The advantages of FDDI include the following:

  • FDDI can run very long distances and do so in electronically hostile environments where electromagnetic or radio frequency interference is present.

  • It runs at a high speed compared with 10Mbps Ethernet and 4/16Mbps Token Ring LANs.

  • FDDI employs a token-passing media access with dual counter-rotating rings, as shown in Figure 1.21. Typically, only one ring is active at any given time. The active ring, called the primary ring, is used for data transmission; the secondary ring usually is not active. That way, if a break or outage occurs, the FDDI ring will wrap back the other direction, keeping the ring intact.

  • Some stations can be attached to both rings for redundancy reasons. These are known as dual attachment stations (DASs). These would be used mostly for high availability stations like servers. There are also single attachment stations (SASs), which are attached to the FDDI rings using a device known as a concentrator.

  • Cisco routers can attach with a technique called dual homing. This provides fault tolerance by providing a primary and backup path to the FDDI ring.

  • FDDI is both a logical and a physical ring—the only LAN that is an actual, physical ring. Like Token Ring, FDDI provides predictable deterministic delays and priorities.

  • FDDI uses MAC addresses like other LANs do, but it uses a different numbering scheme. Instead of the eight-bit bytes that Ethernet and Token Ring uses, it applies four-bit symbols. FDDI has 12 four-bit symbols that make up its MAC addresses.

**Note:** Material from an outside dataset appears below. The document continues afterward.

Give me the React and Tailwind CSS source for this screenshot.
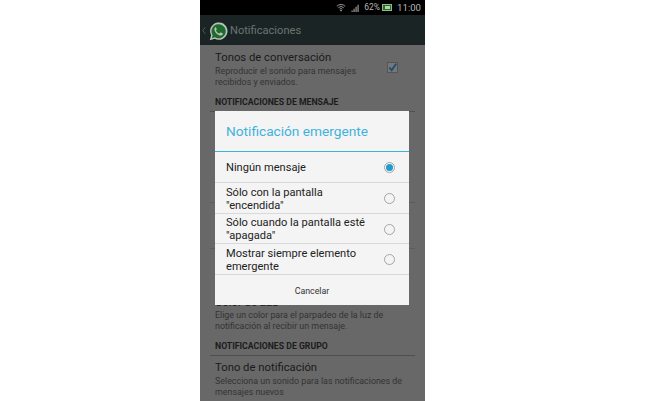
import React from "react";

const font = { fontFamily: "Roboto, sans-serif" };

const options = [
  { label: ["Ningún mensaje"], checked: true, h: "h-[31px]" },
  { label: ["Sólo con la pantalla", "\"encendida\""], h: "h-[31px] pt-[1px]" },
  { label: ["Sólo cuando la pantalla esté", "\"apagada\""], h: "h-[30px] pt-[1px]" },
  { label: ["Mostrar siempre elemento", "emergente"], h: "h-[31px] pt-[1px]" },
];

const Radio = ({ checked }) => (
  <span className="flex h-[11px] w-[11px] shrink-0 items-center justify-center rounded-full border border-[#a5a5a5] bg-[#f4f4f4]">
    {checked && <span className="h-[7px] w-[7px] rounded-full bg-[#1f9bd1]" />}
  </span>
);

const Logo = () => (
  <svg viewBox="0 0 24 24" className="h-[19px] w-[19px] shrink-0">
    <path d="M1 23l1.7-6.2A11 11 0 1 1 7.1 21.2z" fill="#b9c4b9" />
    <path d="M3.6 20.4l1-3.8A9 9 0 1 1 7.5 19.4z" fill="#1f6a2e" />
    <path d="M8.2 6.7c-.6.2-1.4 1.2-1.4 2.4 0 3.4 4.4 8 8.3 8 1.2 0 2.2-1 2.3-1.8.1-.5 0-.8-.3-1l-2.2-1.1c-.3-.1-.5 0-.7.2l-.9 1.1c-.2.2-.4.2-.7.1-1.4-.6-3-2-3.7-3.5-.1-.2-.1-.4.1-.6l.7-.9c.1-.2.2-.4.1-.6l-1-2.3c-.1-.3-.6-.2-.8 0z" fill="#b9c4b9" />
  </svg>
);

const Section = ({ children }) => (
  <div className="mx-[10px] border-b border-[#4f4f4f] px-[5px] pb-[3px] text-[8.7px] font-bold leading-[11px] text-[#1c1c1c]">
    {children}
  </div>
);

export default function App() {
  return (
    <div className="flex h-[401px] w-[664px] overflow-hidden bg-white pl-[200px]" style={font}>
      <div className="relative flex h-full w-[225px] flex-col overflow-hidden bg-[#686868]">
        {/* status bar */}
        <div className="flex h-[15px] shrink-0 items-center justify-end gap-[2px] bg-black pr-[4px] text-[#b5b5b5]">
          <svg viewBox="0 0 12 10" className="h-[9px] w-[10px]">
            <path d="M1 3.5a7 7 0 0 1 10 0M2.8 5.3a4.5 4.5 0 0 1 6.4 0M4.5 7a2 2 0 0 1 3 0" fill="none" stroke="#b5b5b5" strokeWidth="1" />
            <circle cx="6" cy="8.7" r="1" fill="#b5b5b5" />
          </svg>
          <svg viewBox="0 0 10 10" className="ml-[3px] h-[8px] w-[9px]">
            <path d="M0 8h1.5v2H0zM2.5 6H4v4H2.5zM5 3.5h1.5V10H5zM7.5 1H9v9H7.5z" fill="#9a9a9a" />
          </svg>
          <span className="ml-[2px] text-[8.5px] leading-none">62%</span>
          <span className="flex h-[7px] w-[10px] items-center justify-center border border-[#8fb98f] bg-[#2d6b2d]">
            <span className="h-[3px] w-[5px] bg-[#a9d8a0]" />
          </span>
          <span className="ml-[3px] text-[9.6px] leading-none">11:00</span>
        </div>

        {/* action bar */}
        <div className="flex h-[30px] shrink-0 items-center bg-[#1a2424] pl-[2px]">
          <svg viewBox="0 0 5 10" className="h-[9px] w-[4px]">
            <path d="M4 1L1 5l3 4" fill="none" stroke="#5a6666" strokeWidth="1" />
          </svg>
          <span className="ml-[3px] mt-[2px] flex"><Logo /></span>
          <span className="ml-[2px] mt-[2px] text-[11.1px] leading-none text-[#6b7474]">Notificaciones</span>
        </div>

        {/* settings list */}
        <div className="flex min-h-0 flex-1 flex-col">
          <div className="flex items-start justify-between pl-[15px] pr-[27px] pt-[5px]">
            <div>
              <div className="text-[11.3px] leading-[15px] text-[#1a1a1a]">Tonos de conversación</div>
              <div className="mt-[1px] text-[8.9px] leading-[11px] text-[#333]">
                Reproducir el sonido para mensajes
                <br />
                recibidos y enviados.
              </div>
            </div>
            <span className="mt-[12px] flex h-[11px] w-[11px] items-center justify-center border border-[#555] bg-[#777]">
              <svg viewBox="0 0 12 12" className="h-[11px] w-[11px] overflow-visible">
                <path d="M2.5 6l2.5 3 5-7" fill="none" stroke="#174f73" strokeWidth="2" />
              </svg>
            </span>
          </div>
          <div className="mt-[9px]">
            <Section>NOTIFICACIONES DE MENSAJE</Section>
          </div>
          {/* rows hidden behind the dialog, only their dividers show */}
          <div className="mx-[10px] h-[91px] shrink-0 border-b border-[#5c5c5c]" />
          <div className="mx-[10px] h-[46px] shrink-0 border-b border-[#5c5c5c]" />
          <div className="h-[46px] shrink-0" />
          <div className="pl-[15px] text-[11.3px] leading-[15px] text-[#1a1a1a]">Color de LED</div>
          <div className="pl-[15px] text-[8.9px] leading-[10.5px] text-[#333]">
            Elige un color para el parpadeo de la luz de
            <br />
            notificación al recibir un mensaje.
          </div>
          <div className="mt-[10px]">
            <Section>NOTIFICACIONES DE GRUPO</Section>
          </div>
          <div className="pl-[15px] pt-[4px]">
            <div className="text-[11.3px] leading-[15px] text-[#1a1a1a]">Tono de notificación</div>
            <div className="mt-[1px] text-[8.9px] leading-[11px] text-[#333]">
              Selecciona un sonido para las notificaciones de
              <br />
              mensajes nuevos
            </div>
          </div>
        </div>

        {/* dialog */}
        <div className="absolute left-[15px] top-[111px] flex w-[194px] flex-col bg-[#f4f4f4]">
          <div className="flex h-[41px] items-center border-b border-[#3fb2dc] pl-[11px] pt-[1px] text-[13.7px] leading-none text-[#3fb2dc]">
            Notificación emergente
          </div>
          {options.map((o, i) => (
            <div key={i} className={`flex ${o.h} items-center justify-between border-b border-[#d9d9d9] pl-[11px] pr-[14px]`}>
              <div className="text-[11.1px] leading-[13px] text-[#222]">
                {o.label.map((l) => (
                  <div key={l}>{l}</div>
                ))}
              </div>
              <Radio checked={o.checked} />
            </div>
          ))}
          <div className="flex h-[30px] items-center justify-center pt-[3px] text-[8.8px] text-[#333]">Cancelar</div>
        </div>
      </div>
    </div>
  );
}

  • Token Ring allows only one token on the ring at any given time, whereas FDDI permits several tokens to be present on the ring concurrently.

Some drawbacks of migrating to FDDI include the following:

  • Relatively high latency occurs when Ethernet-to-FDDI and FDDI-to- Ethernet translation is performed between LANs.

  • Capacity is still shared because FDDI dual ring is a shared LAN.

  • There’s no full-duplex capability in shared networks.

  • It’s expensive—very expensive! FDDI components, i.e., concentrators and NICs, aren’t exactly bargain equipment.

Figure 1.21 shows how an FDDI LAN would wrap the primary ring back to the standby, secondary ring if a failure occurred.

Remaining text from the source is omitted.